We have another analogue to hypnotic suggestion where a mother prepares her child some time beforehand for a difficult duty, telling him that she expects him to perform it. A mother writes that her boy, when about the age of two and a half years more particularly, was inclined to burst into loud but short fits of crying. “I have found (she says) these often checked by telling him beforehand what would be expected of him, and exacting a promise that he would do the thing cheerfully. I have seen his face flush up ready to cry when he remembered his promise and controlled himself.” This reminds one forcibly of the commands suggested by the hypnotiser to be carried into effect when the subject wakes. Much more, perhaps, might be done in this direction by choosing the right moments for setting up the persistent ideas in the child’s consciousness. I know a lady who got into the way of giving moral exhortation to her somewhat headstrong girl at night before the child fell asleep, and found this very effectual. It is possible that we may be able to apply this idea of preparatory and premunitory suggestion in new and surprising ways to difficult and refractory children.[[196]]

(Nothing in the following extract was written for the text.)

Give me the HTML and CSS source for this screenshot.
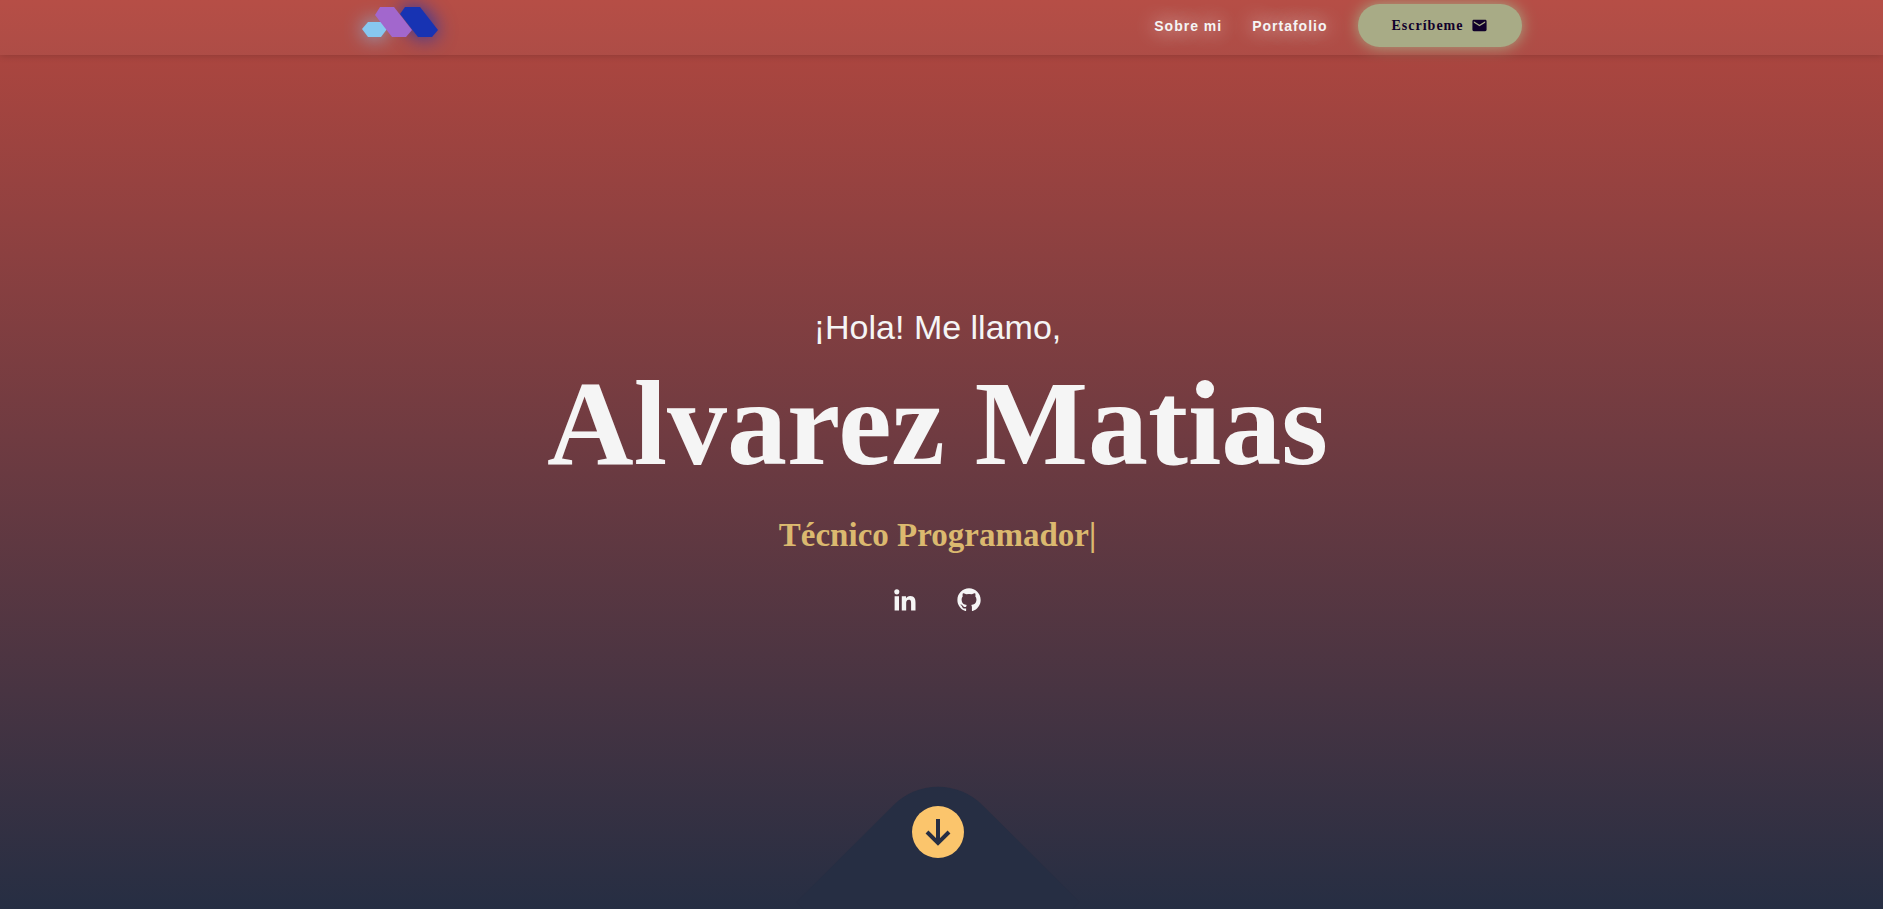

One other way in which the wise mother will win the child over to duty is by developing his consciousness of freedom and power. A mother, who was herself a well-known writer for children, has recorded in some notes on her children that when one of her little girls had declined to accede to her wish she used to say to her: ‘Oh, yes, I think when you have remembered how pleasant it is to oblige others you will do it’. ‘I will think about it, mamma,’ the child would reply, laughing, and then go and hide her head behind a sofa-pillow which she called her ‘thinking corner’. In half a minute she would come out and say: “Oh, yes, mamma, I have thought about it and I will do it”. This strikes me as an admirable combination of regulative suggestion with exercise of the young will in moral decision. It gave the child the consciousness of using her own will, and yet maintained the needed measure of guidance and control.